* INFORMATION SUPPLIED *
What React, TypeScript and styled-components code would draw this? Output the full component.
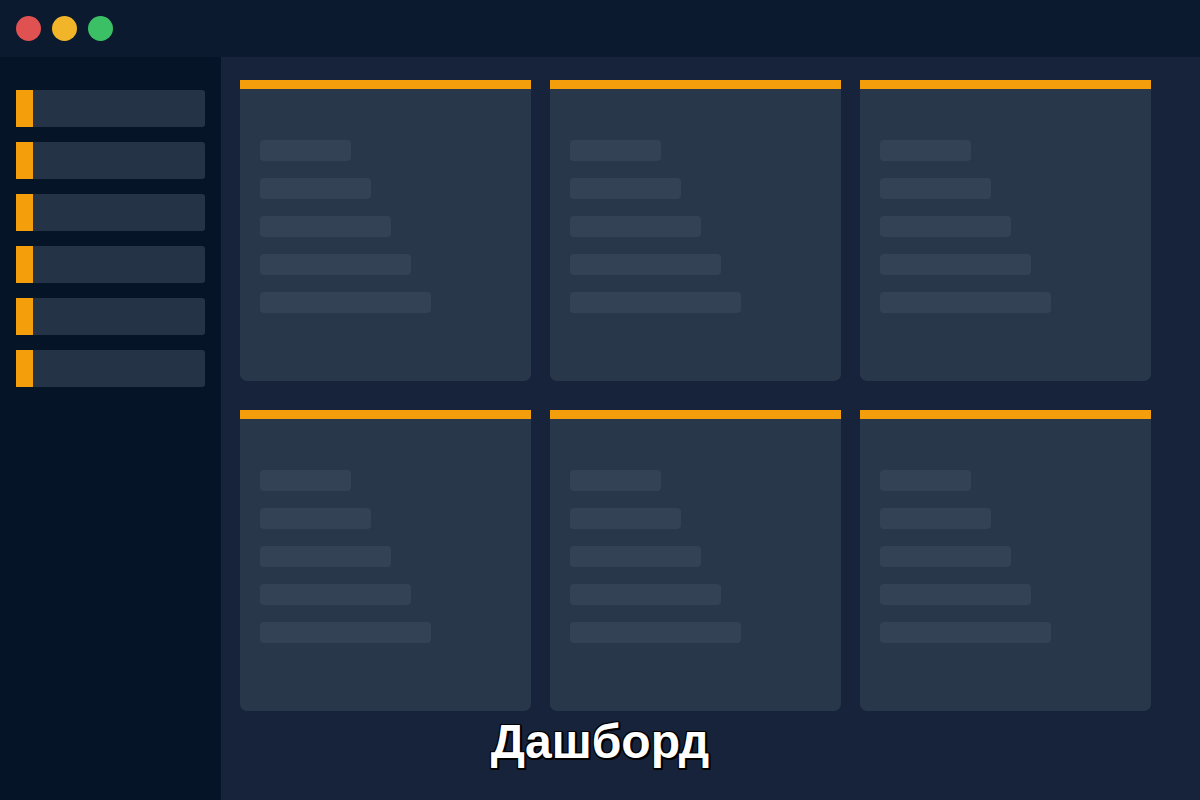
import React from 'react'
import styled, { createGlobalStyle } from 'styled-components'

const GlobalStyle = createGlobalStyle`
  html, body {
    margin: 0;
    padding: 0;
    background: #16233a;
    font-family: 'Liberation Sans', Arial, sans-serif;
  }
  * { box-sizing: border-box; }
`

const Window = styled.div`
  position: relative;
  width: 1200px;
  height: 800px;
  display: flex;
  flex-direction: column;
  overflow: hidden;
`

const TitleBar = styled.header`
  height: 57px;
  flex-shrink: 0;
  background: #0b1a2e;
  display: flex;
  align-items: center;
  gap: 11px;
  padding: 0 0 1px 16px;
`

const Light = styled.span<{ $color: string }>`
  width: 25px;
  height: 25px;
  border-radius: 50%;
  background: ${(p) => p.$color};
`

const Body = styled.div`
  flex: 1;
  display: flex;
`

const Sidebar = styled.nav`
  width: 221px;
  flex-shrink: 0;
  background: #061428;
  padding: 33px 16px 0;
  display: flex;
  flex-direction: column;
  gap: 15px;
`

const NavItem = styled.div`
  height: 37px;
  width: 189px;
  background: #253346;
  border-left: 17px solid #f59e0b;
  border-radius: 0 3px 3px 0;
`

const Main = styled.main`
  flex: 1;
  padding: 23px 0 0 19px;
`

const Grid = styled.div`
  display: grid;
  grid-template-columns: repeat(3, 291px);
  grid-auto-rows: 301px;
  column-gap: 19px;
  row-gap: 29px;
`

const Card = styled.section`
  background: #29374b;
  border-top: 9px solid #f59e0b;
  border-radius: 0 0 7px 7px;
  padding: 51px 20px 0;
  display: flex;
  flex-direction: column;
  gap: 17px;
`

const Line = styled.div<{ $width: number }>`
  width: ${(p) => p.$width}px;
  height: 21px;
  border-radius: 4px;
  background: #344256;
`

const Caption = styled.h1`
  position: absolute;
  left: 0;
  right: 0;
  top: 714px;
  margin: 0;
  text-align: center;
  font-family: 'Liberation Sans', Arial, sans-serif;
  font-weight: 700;
  font-size: 48px;
  color: #ffffff;
  text-shadow: 2px 2px 0 #000, -1px -1px 0 #000, 1px -1px 0 #000, -1px 1px 0 #000, 2px 0 0 #000, 0 2px 0 #000;
`

const lights = ['#e05252', '#f2b52a', '#3cc065']
const lineWidths = [91, 111, 131, 151, 171]

export default function App() {
  return (
    <Window>
      <GlobalStyle />
      <TitleBar>
        {lights.map((c) => (
          <Light key={c} $color={c} />
        ))}
      </TitleBar>
      <Body>
        <Sidebar>
          {Array.from({ length: 6 }).map((_, i) => (
            <NavItem key={i} />
          ))}
        </Sidebar>
        <Main>
          <Grid>
            {Array.from({ length: 6 }).map((_, i) => (
              <Card key={i}>
                {lineWidths.map((w) => (
                  <Line key={w} $width={w} />
                ))}
              </Card>
            ))}
          </Grid>
        </Main>
      </Body>
      <Caption>Дашборд</Caption>
    </Window>
  )
}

* REQUIRED WORK *
All of the data above should be transcribed verbatim, with pictures omitted.

* SOLUTION FOR THIS PROBLEM *
What React, TypeScript and styled-components code would draw this? Output the full component.
import React from 'react'
import styled, { createGlobalStyle } from 'styled-components'

const GlobalStyle = createGlobalStyle`
  html, body {
    margin: 0;
    padding: 0;
    background: #16233a;
    font-family: 'Liberation Sans', Arial, sans-serif;
  }
  * { box-sizing: border-box; }
`

const Window = styled.div`
  position: relative;
  width: 1200px;
  height: 800px;
  display: flex;
  flex-direction: column;
  overflow: hidden;
`

const TitleBar = styled.header`
  height: 57px;
  flex-shrink: 0;
  background: #0b1a2e;
  display: flex;
  align-items: center;
  gap: 11px;
  padding: 0 0 1px 16px;
`

const Light = styled.span<{ $color: string }>`
  width: 25px;
  height: 25px;
  border-radius: 50%;
  background: ${(p) => p.$color};
`

const Body = styled.div`
  flex: 1;
  display: flex;
`

const Sidebar = styled.nav`
  width: 221px;
  flex-shrink: 0;
  background: #061428;
  padding: 33px 16px 0;
  display: flex;
  flex-direction: column;
  gap: 15px;
`

const NavItem = styled.div`
  height: 37px;
  width: 189px;
  background: #253346;
  border-left: 17px solid #f59e0b;
  border-radius: 0 3px 3px 0;
`

const Main = styled.main`
  flex: 1;
  padding: 23px 0 0 19px;
`

const Grid = styled.div`
  display: grid;
  grid-template-columns: repeat(3, 291px);
  grid-auto-rows: 301px;
  column-gap: 19px;
  row-gap: 29px;
`

const Card = styled.section`
  background: #29374b;
  border-top: 9px solid #f59e0b;
  border-radius: 0 0 7px 7px;
  padding: 51px 20px 0;
  display: flex;
  flex-direction: column;
  gap: 17px;
`

const Line = styled.div<{ $width: number }>`
  width: ${(p) => p.$width}px;
  height: 21px;
  border-radius: 4px;
  background: #344256;
`

const Caption = styled.h1`
  position: absolute;
  left: 0;
  right: 0;
  top: 714px;
  margin: 0;
  text-align: center;
  font-family: 'Liberation Sans', Arial, sans-serif;
  font-weight: 700;
  font-size: 48px;
  color: #ffffff;
  text-shadow: 2px 2px 0 #000, -1px -1px 0 #000, 1px -1px 0 #000, -1px 1px 0 #000, 2px 0 0 #000, 0 2px 0 #000;
`

const lights = ['#e05252', '#f2b52a', '#3cc065']
const lineWidths = [91, 111, 131, 151, 171]

export default function App() {
  return (
    <Window>
      <GlobalStyle />
      <TitleBar>
        {lights.map((c) => (
          <Light key={c} $color={c} />
        ))}
      </TitleBar>
      <Body>
        <Sidebar>
          {Array.from({ length: 6 }).map((_, i) => (
            <NavItem key={i} />
          ))}
        </Sidebar>
        <Main>
          <Grid>
            {Array.from({ length: 6 }).map((_, i) => (
              <Card key={i}>
                {lineWidths.map((w) => (
                  <Line key={w} $width={w} />
                ))}
              </Card>
            ))}
          </Grid>
        </Main>
      </Body>
      <Caption>Дашборд</Caption>
    </Window>
  )
}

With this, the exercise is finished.